The troupe has survived six generations, with his children Shambu Hegde, Dr. Mahabala Hegde and Gajanana Hegde and his grand son Dr. Shivananda Hegde also being exponents of Yakshagana. Dr. Keremane Shivananda Hegde is the current director of the troupe and the institution.

==Yakshagana==
Yakshagana is a dance drama art mostly performed in the coastal districts of the state of Karnataka (Dakshina Kannada, Udupi and Uttara Kannada districts), western parts of Shimoga district and the Kasaragod district of Kerala. This art is usually performed in the night and involves dances and dialogues with the accompaniment of music using traditional musical instruments like chande, maddale and tala. The unique aspect of the art is the use of elaborate headgear and dresses by the performers. The incidents portrayed in this art form are based on mythology and the epics. The performing troupe is called 'Mela or 'Mandali' which is a traditional repertory and travels from place to place. A Mela or Mandali typically consists of 11-18 performing artists.

== Troupe artists ==
Idagunji Mahaganapati Yakshagana Mandali was started in the year 1934 by Keremane Shivarama Hegde, one of the exponents of the badagathittu style of Yakshagana.

===Keremane Shivarama Hegde===
Hegde was born in a Havyaka Brahmin family in Keremane in the Honnavar taluk of the Uttara Kannada district on 21 June 1908. He could not complete his primary education because of poverty and to earn a living he had to do odd jobs like driving a bus and booking tickets. He started performing Yakshagana from a young age of 14 and in the year 1934, he started his own troupe called as Idagunji Mahaganapati Yakshagana Mandali. The name of the troupe was chosen in honour of the Hindu God Ganapati. A famous temple of the God is located in the village of Idagunji in the Uttara Kannada district. He toured around the state of Karnataka with his troupe and started earning various awards for his efforts. He won the state award in 1965, Central Sangeet Natak Academy Award in 1970 and a Rajyotsava Award in 1985. The highest award won by him was the Rashtrapati Award. His autobiography called as Nenapina Rangasthala was recorded on cassette by G S Bhat in 1981 and published as a book by the Akshara Prakashana, Heggodu in 1996.

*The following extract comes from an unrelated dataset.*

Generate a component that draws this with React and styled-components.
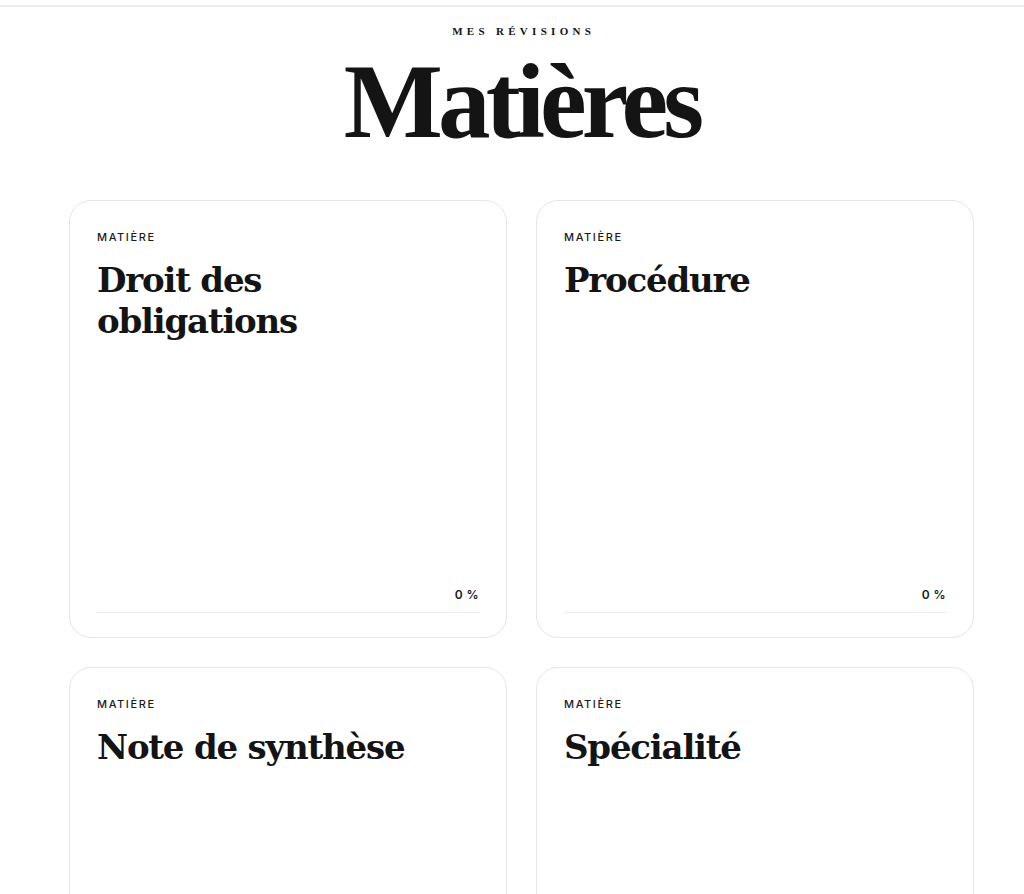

===Keremane Shambhu Hegde===
Kermane Shambhu Hegde is the son of Shivarama Hegde. He also entered the field of Yakshagana like his father and also earned various awards including the Sangeet Natak Akademi award. He brought in changes to the Yakshagana tradition by introducing truncated versions of the art form to make it more acceptable to people outside its traditional base. He established a school in his native village of Gunavante, Honnavar Taluk, to systematize Yakshagana learning. This (Shrimaya Yakshagana Kalakendra, Gunavante), even to this day, is serving as a Gurukula and nurturing upcoming yakshagana artists. He went on to become the chairman of the Karnataka Janapada (folk) and Yakshagana Academy. Some of the characters portrayed by Shambhu Hegde are that of Balarama, Jarasandha and Duryodhana. He has also acted in films and won the Karnataka State Film award for his supporting role in the Kannada film, Parva in the year 2001-2002. He was a member of the Governing body of the South Zone Cultural Centre and also was a member of Rangasamaja which looks after the working of the repertory Rangayana.

A banner indicating the performance of the Yakshagana, Indrajitu Kalaga - Ravana Vadhey by the Idagunji Mahaganapati Yakshagana Mandali

Dr. Keremane Shivananda Hegde is the son of Shambhu Hegde and is another exponent of Yakshagana. He has toured abroad with the troupe and was also invited to participate in the Asia-Pacific Performance Exchange workshop held in the University of California, Los Angeles. He has also learnt Kathak and choreography under the guidance of Kathak artist Maya Rao. He is the current director of the institution and guru at mandali's training centre- 'Srimaya Yakshagana Kalakendra, Gunavante'.

==Performances==

Idagunji Mahaganapati Yakshagana Mandali has given performances all over India and overseas as well. Under the sponsorship of the Indian Council for Cultural Relations, the troupe undertook a tour of South East Asia in August 2000, where they gave performances in Myanmar, Singapore, Malaysia, Laos and Philippines. The troupe has also given performance in Vasantahabba 2002. They have also given performances in New York City and Atlanta.